Problem statement: Repeat the data word for word. Do not include the pictures.

Material provided:
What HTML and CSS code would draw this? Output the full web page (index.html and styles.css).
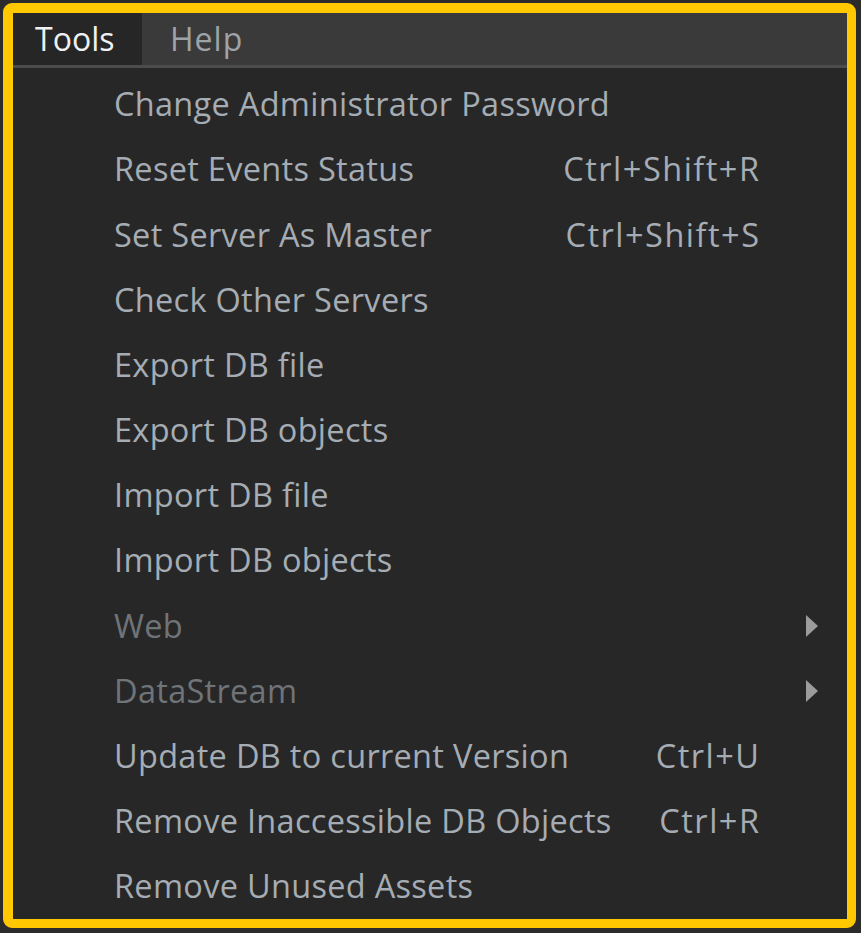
FILE: index.html
```html
<!DOCTYPE html>
<html>
<head>
<meta charset="utf-8">
<link rel="stylesheet" href="styles.css">
</head>
<body>
<div class="frame">
  <div class="menubar">
    <div class="top active">Tools</div>
    <div class="top">Help</div>
  </div>
  <div class="sep"></div>
  <ul class="menu">
    <li class="item"><span class="label">Change Administrator Password</span></li>
    <li class="item"><span class="label">Reset Events Status</span><span class="key">Ctrl+Shift+R</span></li>
    <li class="item"><span class="label">Set Server As Master</span><span class="key">Ctrl+Shift+S</span></li>
    <li class="item"><span class="label">Check Other Servers</span></li>
    <li class="item"><span class="label">Export DB file</span></li>
    <li class="item"><span class="label">Export DB objects</span></li>
    <li class="item"><span class="label">Import DB file</span></li>
    <li class="item"><span class="label">Import DB objects</span></li>
    <li class="item disabled"><span class="label">Web</span><span class="arrow"></span></li>
    <li class="item disabled"><span class="label">DataStream</span><span class="arrow"></span></li>
    <li class="item"><span class="label">Update DB to current Version</span><span class="key">Ctrl+U</span></li>
    <li class="item"><span class="label">Remove Inaccessible DB Objects</span><span class="key">Ctrl+R</span></li>
    <li class="item"><span class="label">Remove Unused Assets</span></li>
  </ul>
</div>
</body>
</html>
```

FILE: styles.css
```css
html, body {
  margin: 0;
  padding: 0;
  background: #2b2b2b;
}
body {
  padding: 3px;
  font-family: "Open Sans", "Noto Sans", sans-serif;
}
.frame {
  width: 834px;
  height: 906px;
  border: 10px solid #ffc800;
  border-right-width: 9px;
  border-bottom-width: 9px;
  border-radius: 9px;
  background: #272727;
  overflow: hidden;
  display: flex;
  flex-direction: column;
}
.menubar {
  height: 53px;
  background: #3a3a3a;
  display: flex;
}
.top {
  font-size: 32px;
  color: #9ea3a8;
  padding: 0 28px;
  display: flex;
  align-items: center;
  line-height: 1;
  padding-bottom: 1px;
}
.top.active {
  background: #262626;
  color: #eef0f2;
  width: 129px;
  box-sizing: border-box;
  padding-left: 22px;
  padding-right: 0;
}
.top + .top {
  letter-spacing: 1px;
}
.sep {
  height: 3px;
  background: #4c4c4c;
}
.menu {
  list-style: none;
  margin: 0;
  padding: 4px 0 0 0;
}
.item {
  height: 65.17px;
  display: flex;
  align-items: center;
  padding-left: 101px;
  padding-right: 88px;
  color: #a5acb3;
  font-size: 32.5px;
  line-height: 1;
  position: relative;
}
.item.disabled {
  color: #6f7479;
}
.label {
  flex: 1;
  white-space: nowrap;
  letter-spacing: 0.3px;
}
.key {
  white-space: nowrap;
  letter-spacing: 1.5px;
  margin-right: -1.5px;
}
.arrow {
  position: absolute;
  left: 793px;
  top: 22px;
  width: 0;
  height: 0;
  border-top: 11px solid transparent;
  border-bottom: 11px solid transparent;
  border-left: 12px solid #9c9c9c;
}
```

Response:
What HTML and CSS code would draw this? Output the full web page (index.html and styles.css).
FILE: index.html
```html
<!DOCTYPE html>
<html>
<head>
<meta charset="utf-8">
<link rel="stylesheet" href="styles.css">
</head>
<body>
<div class="frame">
  <div class="menubar">
    <div class="top active">Tools</div>
    <div class="top">Help</div>
  </div>
  <div class="sep"></div>
  <ul class="menu">
    <li class="item"><span class="label">Change Administrator Password</span></li>
    <li class="item"><span class="label">Reset Events Status</span><span class="key">Ctrl+Shift+R</span></li>
    <li class="item"><span class="label">Set Server As Master</span><span class="key">Ctrl+Shift+S</span></li>
    <li class="item"><span class="label">Check Other Servers</span></li>
    <li class="item"><span class="label">Export DB file</span></li>
    <li class="item"><span class="label">Export DB objects</span></li>
    <li class="item"><span class="label">Import DB file</span></li>
    <li class="item"><span class="label">Import DB objects</span></li>
    <li class="item disabled"><span class="label">Web</span><span class="arrow"></span></li>
    <li class="item disabled"><span class="label">DataStream</span><span class="arrow"></span></li>
    <li class="item"><span class="label">Update DB to current Version</span><span class="key">Ctrl+U</span></li>
    <li class="item"><span class="label">Remove Inaccessible DB Objects</span><span class="key">Ctrl+R</span></li>
    <li class="item"><span class="label">Remove Unused Assets</span></li>
  </ul>
</div>
</body>
</html>
```

FILE: styles.css
```css
html, body {
  margin: 0;
  padding: 0;
  background: #2b2b2b;
}
body {
  padding: 3px;
  font-family: "Open Sans", "Noto Sans", sans-serif;
}
.frame {
  width: 834px;
  height: 906px;
  border: 10px solid #ffc800;
  border-right-width: 9px;
  border-bottom-width: 9px;
  border-radius: 9px;
  background: #272727;
  overflow: hidden;
  display: flex;
  flex-direction: column;
}
.menubar {
  height: 53px;
  background: #3a3a3a;
  display: flex;
}
.top {
  font-size: 32px;
  color: #9ea3a8;
  padding: 0 28px;
  display: flex;
  align-items: center;
  line-height: 1;
  padding-bottom: 1px;
}
.top.active {
  background: #262626;
  color: #eef0f2;
  width: 129px;
  box-sizing: border-box;
  padding-left: 22px;
  padding-right: 0;
}
.top + .top {
  letter-spacing: 1px;
}
.sep {
  height: 3px;
  background: #4c4c4c;
}
.menu {
  list-style: none;
  margin: 0;
  padding: 4px 0 0 0;
}
.item {
  height: 65.17px;
  display: flex;
  align-items: center;
  padding-left: 101px;
  padding-right: 88px;
  color: #a5acb3;
  font-size: 32.5px;
  line-height: 1;
  position: relative;
}
.item.disabled {
  color: #6f7479;
}
.label {
  flex: 1;
  white-space: nowrap;
  letter-spacing: 0.3px;
}
.key {
  white-space: nowrap;
  letter-spacing: 1.5px;
  margin-right: -1.5px;
}
.arrow {
  position: absolute;
  left: 793px;
  top: 22px;
  width: 0;
  height: 0;
  border-top: 11px solid transparent;
  border-bottom: 11px solid transparent;
  border-left: 12px solid #9c9c9c;
}
```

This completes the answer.